Ich zdaniem spółka o kluczowych negatywnych zdarzeniach już poinformowała. Oczekiwany jest jednie dodatkowy odpis na wartość aktywów poszukiwawczo-wydobywczych. Według Wojciecha Kozłowskiego, analityka Ipopemy Securities, wyniesie on około 50 mln zł.
Na początku lutego Grupa Lotos już podała, że musiała dokonać 0,4 mld zł odpisów aktualizujących wartość zapasów w segmencie produkcji i handlu oraz przeszacować swoje zadłużenie o około 0,51 mld zł. Dodatkowo negatywny wpływ na wyniki miała stosowana w spółce wycena zapasów. Powiększyła ona straty o 0,8 mld zł.
Koncern traci zwłaszcza z powodu zmieniającej się sytuacji na rynku surowców. – Grupa Lotos, w przeciwieństwie do PKN Orlen, przy prowadzeniu działalności rafineryjnej zużywa na własne potrzeby więcej gazu niż ropy. To powoduje, że w obecnej sytuacji ma relatywnie większe koszty od płockiego koncernu i jest zmuszona do eksportowania paliw z dyskontem – mówi Kozłowski. Jego zdaniem ta sytuacja zacznie się jednak zmieniać na korzyść gdańskiej spółki. Oczekuje, że w II połowie roku ceny błękitnego paliwa istotnie spadną, podczas gdy ropa zacznie drożeć.

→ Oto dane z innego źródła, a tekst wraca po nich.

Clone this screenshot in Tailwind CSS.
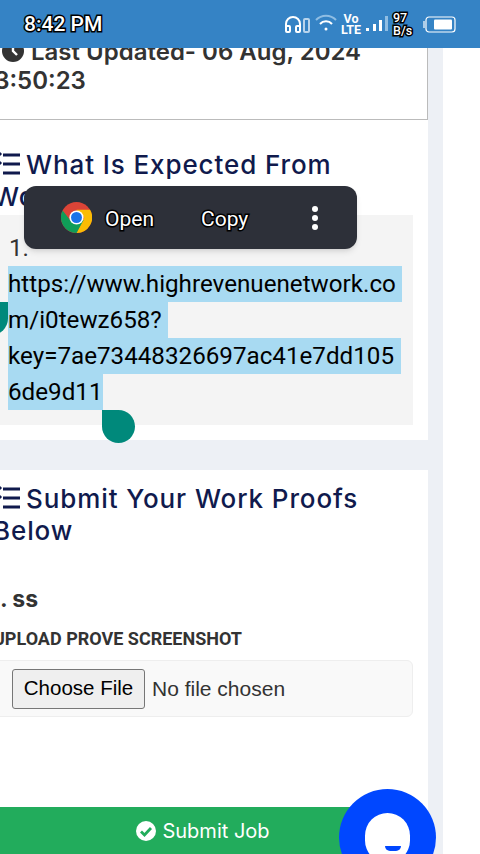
<!DOCTYPE html>
<html lang="en">
<head>
    <meta charset="UTF-8">
    <meta name="viewport" content="width=device-width, initial-scale=1.0">
    <title>Job Details</title>
    <script src="https://cdn.jsdelivr.net/npm/@tailwindcss/browser@4"></script>
</head>
<body class="bg-white">
    <div class="relative w-[480px] h-[854px] overflow-hidden bg-white font-['Roboto',sans-serif]">

        <!-- Page, scrolled sideways -->
        <div class="w-[443px] h-[854px] bg-[#edf0f5] overflow-hidden">
            <div class="w-[450px] -ml-[22px]">

                <!-- Last updated card -->
                <div class="h-[120px] bg-white border-r border-b border-[#bbbbbb] pt-[37px] pl-[24px]">
                    <p class="font-['Inter',sans-serif] font-semibold text-[24px] leading-[29px] text-[#333333] flex flex-wrap">
                        <svg class="w-[22px] h-[22px] mt-[3px] mr-[7px]" viewBox="0 0 22 22"><circle cx="11" cy="11" r="11" fill="#333333"/><path d="M11 4v7l4 4" stroke="#fff" stroke-width="2.4" fill="none"/></svg>
                        <span>Last Updated- 06 Aug, 2024</span>
                        <span class="w-full -ml-[18px]">13:50:23</span>
                    </p>
                </div>

                <!-- Expected card -->
                <div class="h-[320px] bg-white px-[15px] pt-[29px]">
                    <h2 class="font-['Inter',sans-serif] font-medium text-[26px] tracking-[0.9px] leading-[32px] text-[#101a4d] flex flex-wrap">
                        <svg class="w-[27px] h-[25px] mt-[3px] mr-[6px]" viewBox="0 0 27 25"><path d="M10 3h17M10 12h17M10 21h17M0 3l3 3 5-5M0 12l3 3 5-5" stroke="#101a4d" stroke-width="3" fill="none"/></svg>
                        <span>What Is Expected From</span>
                        <span class="w-full">Work</span>
                    </h2>
                    <div class="mt-[2px] h-[210px] w-[420px] bg-[#f4f4f4] pt-[15px] pl-[15px] text-[24.2px] leading-[36px] text-black">
                        <div class="pl-[1px] h-[36px] text-[#333333]">1.</div>
                        <div class="flex flex-col items-start">
                            <span class="bg-[#a8daf2] w-[394px] h-[36px]">https://www.highrevenuenetwork.co</span>
                            <span class="bg-[#a8daf2] w-[160px] h-[36px]">m/i0tewz658?</span>
                            <span class="bg-[#a8daf2] w-[393px] h-[36px]">key=7ae73448326697ac41e7dd105</span>
                            <span class="bg-[#a8daf2] w-[95px] h-[36px]">6de9d11</span>
                        </div>
                    </div>
                </div>

                <div class="h-[30px]"></div>

                <!-- Proofs card -->
                <div class="h-[384px] bg-white px-[15px] pt-[13px]">
                    <h2 class="font-['Inter',sans-serif] font-medium text-[26px] tracking-[0.9px] leading-[32px] text-[#101a4d] flex flex-wrap">
                        <svg class="w-[27px] h-[25px] mt-[3px] mr-[6px]" viewBox="0 0 27 25"><path d="M10 3h17M10 12h17M10 21h17M0 3l3 3 5-5M0 12l3 3 5-5" stroke="#101a4d" stroke-width="3" fill="none"/></svg>
                        <span>Submit Your Work Proofs</span>
                        <span class="w-full">Below</span>
                    </h2>
                    <h3 class="mt-[38px] -ml-[3px] font-['Inter',sans-serif] font-bold text-[23px] leading-[28px] text-[#333333]">1. ss</h3>
                    <label class="block mt-[16px] font-bold text-[18px] leading-[20px] text-[#333333]">UPLOAD PROVE SCREENSHOT</label>
                    <div class="mt-[11px] w-[420px] h-[57px] bg-[#f9f9f9] border border-[#eeeeee] rounded-md flex items-center pl-[18px]">
                        <input type="file" class="font-['Liberation_Sans',sans-serif] text-[21px] text-[#333333] file:h-[40px] file:w-[133px] file:mr-[7px] file:bg-[#efefef] file:border file:border-[#767676] file:rounded-[3px] file:text-[20.5px] file:text-black">
                    </div>
                    <button class="mt-[90px] w-[420px] h-[47px] bg-[#22ac5c] text-white font-['Inter',sans-serif] text-[20px] flex items-center justify-center gap-[6px]">
                        <svg class="w-[20px] h-[20px]" viewBox="0 0 20 20"><circle cx="10" cy="10" r="10" fill="#fff"/><path d="M5 10.5l3.5 3.5L15 7" stroke="#22ac5c" stroke-width="2.8" fill="none"/></svg>
                        Submit Job
                    </button>
                </div>
            </div>
        </div>

        <!-- Android status bar -->
        <div class="absolute top-0 left-0 w-[480px] h-[48px] bg-[#3583c5] text-white">
            <span class="absolute left-[24px] top-[12px] text-[21px] leading-[24px] font-medium [-webkit-text-stroke:3px_black] [paint-order:stroke_fill]">8:42 PM</span>
            <svg class="absolute left-[284px] top-[15px]" width="26" height="18" viewBox="0 0 26 18" fill="none" stroke="#ffffff" stroke-width="2"><path d="M2 12V9a7 7 0 0 1 14 0v3"/><rect x="2" y="11" width="4" height="6" rx="1"/><rect x="12" y="11" width="4" height="6" rx="1"/><rect x="20" y="4" width="5" height="13" rx="1" stroke="#b8d4ec"/></svg>
            <svg class="absolute left-[315px] top-[14px]" width="22" height="18" viewBox="0 0 22 18" fill="none" stroke="#ffffff" stroke-width="2"><path d="M1 6a14 14 0 0 1 20 0" stroke="#8fbde3"/><path d="M5 10a8 8 0 0 1 12 0"/><circle cx="11" cy="15" r="1.5" fill="#fff" stroke="none"/></svg>
            <div class="absolute left-[340px] top-[13px] w-[22px] text-[12.5px] leading-[11px] font-bold text-center">Vo<br>LTE</div>
            <svg class="absolute left-[366px] top-[15px]" width="22" height="18" viewBox="0 0 22 18"><rect x="0" y="13" width="3" height="3" fill="#fff"/><rect x="7" y="9" width="3" height="7" fill="#fff"/><rect x="13" y="5" width="3" height="11" fill="#fff"/><rect x="19" y="1" width="3" height="15" fill="#8fbde3"/></svg>
            <div class="absolute left-[393px] top-[11px] w-[21px] text-[12.5px] leading-[13px] font-medium [-webkit-text-stroke:3px_black] [paint-order:stroke_fill]">97<br>B/s</div>
            <svg class="absolute left-[422px] top-[16px]" width="34" height="18" viewBox="0 0 34 18" fill="none"><rect x="4" y="1" width="29" height="15" rx="3" stroke="#fff" stroke-width="1.2"/><rect x="12" y="3.5" width="18" height="10" rx="1" fill="#fff"/><path d="M2 5v7" stroke="#fff" stroke-width="1.2"/></svg>
        </div>

        <!-- Text selection toolbar -->
        <div class="absolute left-[24px] top-[186px] w-[333px] h-[63px] bg-[#2d3039] rounded-xl text-white text-[21px] shadow-md">
            <svg class="absolute left-[37px] top-[16px]" width="31" height="31" viewBox="0 0 48 48">
                <circle cx="24" cy="24" r="24" fill="#db4437"/>
                <path d="M24 48 A24 24 0 0 0 45 12 L24 12 L36 24Z" fill="#fbbc04"/>
                <path d="M2.5 13 A24 24 0 0 0 24 48 L35 28 L14 28Z" fill="#0f9d58"/>
                <circle cx="24" cy="24" r="11" fill="#fff"/>
                <circle cx="24" cy="24" r="8.5" fill="#1a73e8"/>
            </svg>
            <span class="absolute left-[81px] top-[21px] leading-[24px] [-webkit-text-stroke:3px_black] [paint-order:stroke_fill]">Open</span>
            <span class="absolute left-[177px] top-[21px] leading-[24px] [-webkit-text-stroke:3px_black] [paint-order:stroke_fill]">Copy</span>
            <div class="absolute left-[288px] top-[20px] flex flex-col gap-[3px]">
                <span class="w-[6px] h-[6px] rounded-full bg-white"></span>
                <span class="w-[6px] h-[6px] rounded-full bg-white"></span>
                <span class="w-[6px] h-[6px] rounded-full bg-white"></span>
            </div>
        </div>

        <!-- Selection handles -->
        <div class="absolute left-[-25px] top-[302px] w-[33px] h-[33px] bg-[#00897b] rounded-b-full rounded-tl-full"></div>
        <div class="absolute left-[102px] top-[410px] w-[33px] h-[33px] bg-[#00897b] rounded-b-full rounded-tr-full"></div>

        <!-- Chat bubble -->
        <div class="absolute left-[339px] top-[789px] w-[97px] h-[97px] rounded-full bg-[#0047ff]">
            <div class="absolute left-[26px] top-[24px] w-[45px] h-[50px] rounded-full bg-white">
                <div class="absolute left-[20px] top-[33px] w-[16px] h-[5px] bg-[#0047ff] rounded-b-full"></div>
            </div>
        </div>
    </div>
</body>
</html>
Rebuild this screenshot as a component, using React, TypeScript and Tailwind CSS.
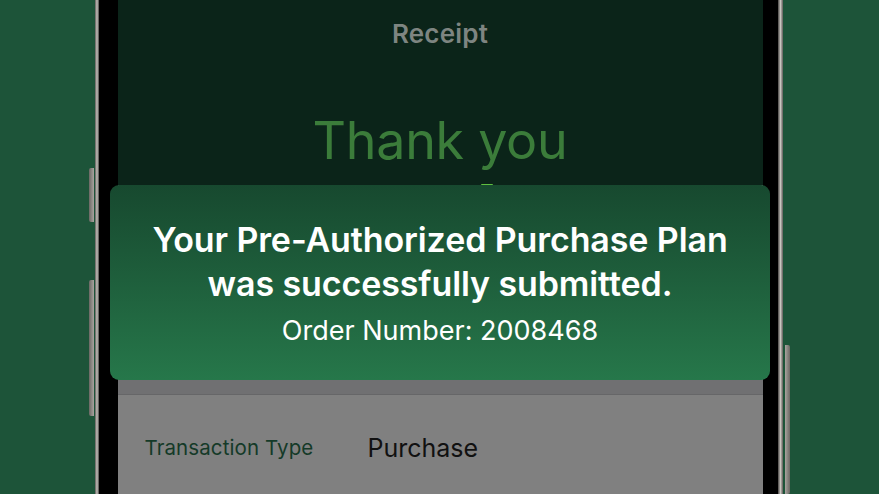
import React from 'react'

export default function App() {
  return (
    <div className="relative w-[879px] h-[494px] overflow-hidden bg-[#1d5439] flex justify-center font-[Inter,_sans-serif]">
      {/* side buttons */}
      <div className="absolute left-[89px] top-[168px] w-[5px] h-[54px] rounded-l-[2px] bg-gradient-to-r from-[#6b6864] to-[#a9a5a0]" />
      <div className="absolute left-[89px] top-[280px] w-[5px] h-[136px] rounded-l-[2px] bg-gradient-to-r from-[#6b6864] to-[#a9a5a0]" />
      <div className="absolute left-[785px] top-[345px] w-[5px] h-[149px] rounded-r-[2px] bg-gradient-to-r from-[#a9a5a0] to-[#6b6864]" />

      {/* phone frame */}
      <div className="h-full w-[702px] pl-[6px] pr-[8px] flex">
        <div className="w-[4px] h-full bg-gradient-to-r from-[#5e5b58] via-[#c9c5c0] to-[#4a4846]" />
        <div className="flex-1 h-full bg-black pl-[19px] pr-[15px] flex">
          <div className="flex-1 h-full flex flex-col">
            <div className="h-[185px] bg-[#0b2419] flex flex-col items-center overflow-hidden">
              <div className="mt-[18px] text-[26px] font-semibold text-[#7e8581] leading-[32px] tracking-[0.2px]">
                Receipt
              </div>
              <div className="mt-[56px] text-[52px] leading-[70px] text-[#3b7c3a] tracking-[-0.3px]">
                Thank you
              </div>
              <div className="ml-[94px] mt-[8px] w-[12px] h-[6px] rounded-t-full bg-[#5fbf40]" />
            </div>
            <div className="h-[210px] bg-[#707072] border-b border-[#666668]" />
            <div className="flex-1 bg-[#808080] flex items-center pl-[27px] pt-[8px]">
              <div className="w-[223px] text-[20.5px] text-[#143a28] tracking-[0.1px]">Transaction Type</div>
              <div className="text-[25px] text-[#111111]">Purchase</div>
            </div>
          </div>
        </div>
        <div className="w-[5px] h-full bg-gradient-to-r from-[#4a4846] via-[#c9c5c0] to-[#5e5b58]" />
      </div>

      {/* toast */}
      <div className="absolute left-[110px] top-[185px] w-[660px] h-[195px] rounded-[9px] bg-gradient-to-b from-[#17492f] to-[#26774a] flex flex-col items-center pt-[33px] text-white">
        <div className="text-[34px] font-semibold leading-[44px] text-center tracking-[-0.1px] whitespace-nowrap">
          Your Pre-Authorized Purchase Plan
          <br />
          was successfully submitted.
        </div>
        <div className="mt-[9px] text-[27px] leading-[32px]">Order Number: 2008468</div>
      </div>
    </div>
  )
}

– Ubiegły rok Grupa Lotos powinna zamknąć 1,2 mld zł oczyszczonego zysku EBITDA LIFO (zysk operacyjny powiększony o amortyzację z pominięciem zmian na zapasach ropy – red.), czyli na poziomie porównywalnym jak w 2013 r. Liczę, że w tym roku wzrośnie on do 1,5 mld zł – mówi Kamil Kliszcz, analityk z DM mBanku.
Jego zdaniem dziś inwestorzy bardziej niż wyników za ubiegły rok wyczekują informacji o wpływie sytuacji makroekonomicznej na kondycję grupy w I kwartale. Chodzi głównie o wysokie marże rafineryjne w branży, które dotychczas nie miały pełnego przełożenia na zyski gdańskiego koncernu. – W ubiegłym roku negatywny wpływ na wyniki Grupy Lotos miały m.in. spadające ceny ropy i rosnący kurs dolara względem złotego. Nie sądzę, aby w tym roku ta tendencja się utrzymała, co daje nadzieję na istotną poprawę kondycji koncernu – twierdzi Kliszcz.